Well, it depends on the motive for the shooting. A hypothetical: If Hasan were Jewish or Christian, would the religion have been notable? Well, no, unless he were a radical Zionist or a fundamentalist Christian. Even these distinctions, however, still hinge on some related or external motive (Iran, abortion, whatever). . . .
However much weight we give to other motivating factors, it doesn't seem a long-shot gamble to say that Hasan's religion was a major factor in his crime which, by its very nature, constituted an act of terrorism.
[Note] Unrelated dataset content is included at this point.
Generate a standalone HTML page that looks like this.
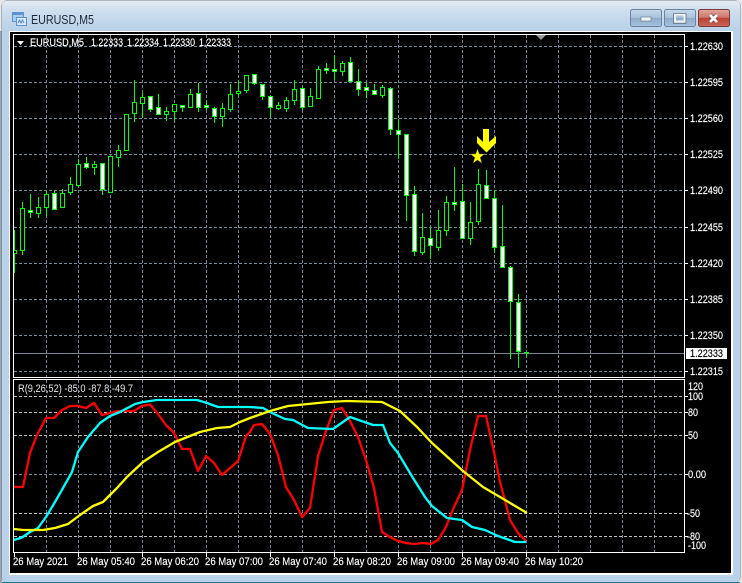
<!DOCTYPE html>
<html><head><meta charset="utf-8"><title>EURUSD,M5</title>
<style>
html,body{margin:0;padding:0;background:#e8e8e8;width:742px;height:583px;overflow:hidden}
svg{display:block}
text{font-family:"Liberation Sans",sans-serif;font-size:11px;fill:#fff;stroke:#fff;stroke-width:.15}
</style></head><body>
<svg width="742" height="583" viewBox="0 0 742 583" xmlns="http://www.w3.org/2000/svg">
<defs>
<linearGradient id="tb" x1="0" y1="0" x2="0" y2="1"><stop offset="0" stop-color="#e2ebf3"/><stop offset=".3" stop-color="#cfdfee"/><stop offset="1" stop-color="#b7d0e9"/></linearGradient>
<linearGradient id="btn" x1="0" y1="0" x2="0" y2="1"><stop offset="0" stop-color="#c6d9ec"/><stop offset=".48" stop-color="#a9c2dc"/><stop offset=".5" stop-color="#8eabca"/><stop offset="1" stop-color="#a6c2de"/></linearGradient>
<linearGradient id="cl" x1="0" y1="0" x2="0" y2="1"><stop offset="0" stop-color="#e0a89f"/><stop offset=".48" stop-color="#cf7468"/><stop offset=".5" stop-color="#be3f33"/><stop offset="1" stop-color="#c8655a"/></linearGradient>
<clipPath id="mc"><rect x="14" y="35" width="670" height="342"/></clipPath>
<clipPath id="sc"><rect x="14" y="380" width="670" height="172"/></clipPath>
</defs>

<!-- window frame -->
<rect x="0" y="0" width="742" height="583" fill="#e8e8e8"/>
<rect x="0" y="31" width="2" height="552" fill="#9aa4ae"/>
<rect x="1.5" y="0.5" width="739" height="582" rx="5" fill="#6d8290"/>
<rect x="2" y="1" width="738" height="581" rx="4" fill="#b9d2ea"/>
<rect x="2" y="1" width="738" height="31" rx="4" fill="url(#tb)"/>
<rect x="2" y="582" width="738" height="1" fill="#1d7d8c"/>
<rect x="9" y="31" width="724" height="544" fill="#fff"/>
<rect x="10" y="32" width="721" height="541" fill="#000"/>

<!-- title icon -->
<rect x="12.5" y="12.5" width="11" height="9" fill="#a9cdf0" stroke="#5f93cf"/>
<rect x="13" y="13" width="10" height="2" fill="#5f93cf"/>
<rect x="16.5" y="17.5" width="10" height="8" fill="#dbeaf8" stroke="#5f93cf"/>
<path d="M18 23l1.5-3 1.5 3 1.5-3 1.5 3" fill="none" stroke="#4f86c6"/>
<text x="31" y="24" textLength="63" lengthAdjust="spacingAndGlyphs" style="font-size:12.5px;fill:#1c2a38;stroke:none">EURUSD,M5</text>

<!-- buttons -->
<rect x="630.5" y="9.5" width="31" height="17" rx="2" fill="url(#btn)" stroke="#6b84a0"/>
<rect x="641" y="17" width="10" height="4" fill="#f0f4f8" stroke="#5e6e80" stroke-width=".6"/>
<rect x="664.5" y="9.5" width="31" height="17" rx="2" fill="url(#btn)" stroke="#6b84a0"/>
<rect x="675" y="14.5" width="9.5" height="7" fill="none" stroke="#f0f4f8" stroke-width="2"/>
<rect x="673.5" y="13.5" width="12.5" height="10" fill="none" stroke="#5e6e80" stroke-width=".7"/>
<rect x="698.5" y="9.5" width="31" height="17" rx="2" fill="url(#cl)" stroke="#7d3a36"/>
<path d="M710 15l7 7M717 15l-7 7" stroke="#6d3a38" stroke-width="4.2"/>
<path d="M710 15l7 7M717 15l-7 7" stroke="#fff" stroke-width="2.8"/>

<!-- main chart border -->
<g shape-rendering="crispEdges">
<rect x="13.5" y="34.5" width="671" height="343" fill="none" stroke="#fff"/>
<rect x="13.5" y="379.5" width="671" height="173" fill="none" stroke="#fff"/>

<!-- main grid -->
<path clip-path="url(#mc)" fill="none" stroke="#778899" stroke-dasharray="3 2" d="M46.5 35V377M78.5 35V377M110.5 35V377M142.5 35V377M174.5 35V377M206.5 35V377M238.5 35V377M270.5 35V377M302.5 35V377M334.5 35V377M366.5 35V377M398.5 35V377M430.5 35V377M462.5 35V377M494.5 35V377M526.5 35V377M558.5 35V377M590.5 35V377M622.5 35V377M654.5 35V377M14 46.5H684M14 82.5H684M14 118.5H684M14 154.5H684M14 190.5H684M14 227.5H684M14 263.5H684M14 299.5H684M14 335.5H684M14 371.5H684"/>
<rect x="14" y="353" width="670" height="1" fill="#778899"/>

<!-- wicks -->
<path clip-path="url(#mc)" fill="none" stroke="#00ff00" d="M14.5 230V273M22.5 202V255M30.5 194V218M38.5 197V218M46.5 191V216M54.5 190V209M62.5 189V207M70.5 177V195M78.5 159V187M86.5 157V169M94.5 161V175M102.5 163V195M110.5 156V192M118.5 145V167M126.5 114V150M134.5 80V122M142.5 93V118M150.5 96V112M158.5 94V115M166.5 107V121M174.5 104V121M182.5 105V112M190.5 89V107M198.5 83V112M206.5 101V110M214.5 107V123M222.5 103V127M230.5 84V112M238.5 81V96M246.5 75V93M254.5 74V85M262.5 84V100M270.5 96V117M278.5 102V110M286.5 97V112M294.5 80V105M302.5 87V110M310.5 88V106M318.5 66V98M326.5 63V74M334.5 55V80M342.5 61V76M350.5 57V81M358.5 69V96M366.5 82V98M374.5 84V95M382.5 85V98M390.5 87V135M398.5 119V159M406.5 134V221M414.5 186V256M422.5 213V255M430.5 227V259M438.5 210V251M446.5 196V236M454.5 167V211M462.5 184V238M470.5 202V245M478.5 169V225M486.5 170V198M494.5 190V253M502.5 205V267M510.5 266V359M518.5 294V368M526.5 352V357"/>

<!-- hollow bodies -->
<path clip-path="url(#mc)" fill="#000" stroke="#00ff00" d="M12.5 250.5h4v3h-4zM20.5 208.5h4v42h-4zM36.5 207.5h4v6h-4zM44.5 194.5h4v13h-4zM60.5 193.5h4v14h-4zM68.5 184.5h4v8h-4zM76.5 164.5h4v21h-4zM92.5 164.5h4v3h-4zM108.5 156.5h4v36h-4zM116.5 150.5h4v7h-4zM124.5 114.5h4v36h-4zM132.5 102.5h4v11h-4zM140.5 97.5h4v6h-4zM164.5 111.5h4v3h-4zM172.5 104.5h4v7h-4zM188.5 94.5h4v13h-4zM220.5 108.5h4v8h-4zM228.5 94.5h4v15h-4zM236.5 91.5h4v2h-4zM244.5 75.5h4v15h-4zM276.5 105.5h4v3h-4zM284.5 100.5h4v8h-4zM292.5 89.5h4v11h-4zM308.5 96.5h4v10h-4zM316.5 69.5h4v29h-4zM340.5 63.5h4v8h-4zM380.5 87.5h4v8h-4zM420.5 237.5h4v15h-4zM436.5 230.5h4v17h-4zM444.5 202.5h4v28h-4zM468.5 222.5h4v16h-4zM476.5 184.5h4v37h-4z"/>

<!-- filled bodies -->
<path clip-path="url(#mc)" fill="#fff" stroke="#00ff00" d="M28.5 210.5h4v2h-4zM52.5 193.5h4v16h-4zM84.5 163.5h4v4h-4zM100.5 163.5h4v26h-4zM148.5 96.5h4v13h-4zM156.5 107.5h4v7h-4zM180.5 105.5h4v2h-4zM196.5 93.5h4v14h-4zM204.5 105.5h4v2h-4zM212.5 108.5h4v8h-4zM252.5 74.5h4v9h-4zM260.5 84.5h4v12h-4zM268.5 96.5h4v11h-4zM300.5 88.5h4v19h-4zM324.5 68.5h4v2h-4zM332.5 69.5h4v2h-4zM348.5 62.5h4v19h-4zM356.5 81.5h4v8h-4zM364.5 87.5h4v3h-4zM372.5 90.5h4v4h-4zM388.5 88.5h4v41h-4zM396.5 130.5h4v4h-4zM404.5 134.5h4v61h-4zM412.5 194.5h4v57h-4zM428.5 238.5h4v7h-4zM452.5 202.5h4v2h-4zM460.5 201.5h4v37h-4zM484.5 185.5h4v13h-4zM492.5 198.5h4v49h-4zM500.5 246.5h4v21h-4zM508.5 267.5h4v34h-4zM516.5 302.5h4v49h-4z"/>
<path fill="none" stroke="#00ff00" d="M524 352.5h5"/>

<!-- right ticks -->
<path fill="none" stroke="#fff" d="M685 46.5h3M685 82.5h3M685 118.5h3M685 154.5h3M685 190.5h3M685 227.5h3M685 263.5h3M685 299.5h3M685 335.5h3M685 371.5h3M685 396.5h3M685 412.5h3M685 435.5h3M685 474.5h3M685 513.5h3M685 536.5h3M14.5 553v4M78.5 553v4M142.5 553v4M206.5 553v4M270.5 553v4M334.5 553v4M398.5 553v4M462.5 553v4M526.5 553v4"/>

<!-- sub grid -->
<path clip-path="url(#sc)" fill="none" stroke="#778899" stroke-dasharray="3 2" d="M46.5 380V552M78.5 380V552M110.5 380V552M142.5 380V552M174.5 380V552M206.5 380V552M238.5 380V552M270.5 380V552M302.5 380V552M334.5 380V552M366.5 380V552M398.5 380V552M430.5 380V552M462.5 380V552M494.5 380V552M526.5 380V552M558.5 380V552M590.5 380V552M622.5 380V552M654.5 380V552M14 474.5H684"/>
<path clip-path="url(#sc)" fill="none" stroke="#c0c0c0" stroke-dasharray="3 2" d="M14 396.5H684M14 412.5H684M14 435.5H684M14 513.5H684M14 536.5H684"/>
</g>

<!-- indicator lines -->
<g clip-path="url(#sc)" fill="none" stroke-width="2.3" stroke-linejoin="round">
<polyline stroke="#ff0000" points="14,487 23,487 30,453 37,435 46,418 54,418 62,410 70,406 78,406 86,408 94,403 102,415 110,413 118,411 126,411 134,411 142,406 150,404.5 158,414 166,425 174,433 182,449 190,449 198,471 206,456 214,463 222,475 230,468 238,461 246,436 250,432 254,425 262,424 270,434 278,455 286,487 294,500 302,517 310,508 318,456 326,431 334,410 342,408 350,421 358,437 366,460 374,488 382,532 390,537 398,541 406,543 414,544 422,543 431,544 438,540 446,527 454,507 462,490 470,450 478,416 486,416 494,452 500,482 504,497 510,520 518,533 526,541"/>
<polyline stroke="#00ffff" points="14,540 22,537.5 30,532 38,528 46,517 55,502 63,488 72,472 78,452 88,437 100,423 110,416 120,412 135,404 143,402 157,400 170,400 197,400 207,403 218,407 250,407 263,408 272,413 285,419 293,420 308,428 333,429 350,417 373,425 383,425 390,443 398,453 413,478 425,497 432,506 447,518 462,520 472,527 485,530 498,536 515,542 526,542"/>
<polyline stroke="#ffff00" points="14,529 23,530 43,530 55,528 68,524 80,515 93,506 103,502 117,488 127,477 143,462 158,452 175,442 200,432 217,428 230,427 240,422 250,418 270,411 288,406 328,402 347,401 382,402 400,411 417,427 432,443 463,471 483,487 500,497 527,513"/>
</g>

<!-- signals -->
<polygon fill="#ffff00" points="483,129 489,129 489,142 496,136 496,143 486.5,152.5 477,143 477,136 483,142"/>
<polygon fill="#ffff00" stroke="#7a5a00" stroke-width=".4" points="477.5,149 479.3,154 484.5,154 480.2,157.5 481.8,163 477.5,160 473.2,163 474.8,157.5 470.5,154 475.7,154"/>

<!-- markers -->
<polygon fill="#fff" points="17,41 24,41 20.5,45"/>
<polygon fill="#9a9a9a" points="536,35 546,35 541,40"/>

<!-- legends -->
<text x="30" y="46" textLength="54" lengthAdjust="spacingAndGlyphs">EURUSD,M5</text>
<text x="91" y="46" textLength="32" lengthAdjust="spacingAndGlyphs">1.22333</text>
<text x="127" y="46" textLength="32" lengthAdjust="spacingAndGlyphs">1.22334</text>
<text x="163" y="46" textLength="32" lengthAdjust="spacingAndGlyphs">1.22330</text>
<text x="199" y="46" textLength="32" lengthAdjust="spacingAndGlyphs">1.22333</text>
<text x="18" y="392" textLength="115" lengthAdjust="spacingAndGlyphs" style="fill:#e6e6e6;stroke:none">R(9,26,52) -85.0 -87.8 -49.7</text>

<!-- price labels -->
<text x="690" y="50" textLength="33" lengthAdjust="spacingAndGlyphs">1.22630</text>
<text x="690" y="86" textLength="33" lengthAdjust="spacingAndGlyphs">1.22595</text>
<text x="690" y="122" textLength="33" lengthAdjust="spacingAndGlyphs">1.22560</text>
<text x="690" y="158" textLength="33" lengthAdjust="spacingAndGlyphs">1.22525</text>
<text x="690" y="194" textLength="33" lengthAdjust="spacingAndGlyphs">1.22490</text>
<text x="690" y="231" textLength="33" lengthAdjust="spacingAndGlyphs">1.22455</text>
<text x="690" y="267" textLength="33" lengthAdjust="spacingAndGlyphs">1.22420</text>
<text x="690" y="303" textLength="33" lengthAdjust="spacingAndGlyphs">1.22385</text>
<text x="690" y="339" textLength="33" lengthAdjust="spacingAndGlyphs">1.22350</text>
<text x="690" y="375" textLength="33" lengthAdjust="spacingAndGlyphs">1.22315</text>
<rect x="686" y="348" width="41" height="11" fill="#fff" shape-rendering="crispEdges"/>
<text x="690" y="357" textLength="33" lengthAdjust="spacingAndGlyphs" style="fill:#000;stroke:#000">1.22333</text>

<!-- sub labels -->
<text x="688" y="390" textLength="15" lengthAdjust="spacingAndGlyphs">120</text>
<text x="688" y="400" textLength="15" lengthAdjust="spacingAndGlyphs">100</text>
<text x="688" y="416" textLength="10" lengthAdjust="spacingAndGlyphs">80</text>
<text x="688" y="439" textLength="10" lengthAdjust="spacingAndGlyphs">50</text>
<text x="688" y="478" textLength="18" lengthAdjust="spacingAndGlyphs">0.00</text>
<text x="687" y="517" textLength="13" lengthAdjust="spacingAndGlyphs">-50</text>
<text x="687" y="540" textLength="13" lengthAdjust="spacingAndGlyphs">-80</text>
<text x="688" y="549" textLength="18" lengthAdjust="spacingAndGlyphs">-100</text>

<!-- time labels -->
<text x="13" y="565" textLength="55" lengthAdjust="spacingAndGlyphs">26 May 2021</text>
<text x="77" y="565" textLength="58" lengthAdjust="spacingAndGlyphs">26 May 05:40</text>
<text x="141" y="565" textLength="58" lengthAdjust="spacingAndGlyphs">26 May 06:20</text>
<text x="205" y="565" textLength="58" lengthAdjust="spacingAndGlyphs">26 May 07:00</text>
<text x="269" y="565" textLength="58" lengthAdjust="spacingAndGlyphs">26 May 07:40</text>
<text x="333" y="565" textLength="58" lengthAdjust="spacingAndGlyphs">26 May 08:20</text>
<text x="397" y="565" textLength="58" lengthAdjust="spacingAndGlyphs">26 May 09:00</text>
<text x="461" y="565" textLength="58" lengthAdjust="spacingAndGlyphs">26 May 09:40</text>
<text x="525" y="565" textLength="58" lengthAdjust="spacingAndGlyphs">26 May 10:20</text>
</svg>
</body></html>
This does not mean that every Muslim shares Hasan's murderous rage. Obviously, most do not, or else such events would be commonplace. Given the more general problem of Islamic terror, however, the hunt for some other explanation here is one of those quests that run afoul of Occam's Razor. Sometimes the simple, obvious explanation is also the true explanation.
Do not succumb, Miss Miller, to the politically correct fear that identifying a Muslim terrorist as a Muslim terrorist will produce a "backlash" of bigotry.
Such backlashes do happen, of course. I recall a particularly obnoxious incident after 9/11 in which some dimwit attacked a Sikh. But dimwits are responsible for their own crimes, and I rather doubt they require prompting from political blogs to commit them. (Question: Do people that stupid actually read blogs?)
Also, Miss Miller, resist the temptation to strike a pose of earnest thoughtfulness: "On the one hand this, on the other hand that," as if the business of pondering alternatives were an end to itself. Be decisive, even if decisiveness occasionally means being wrong.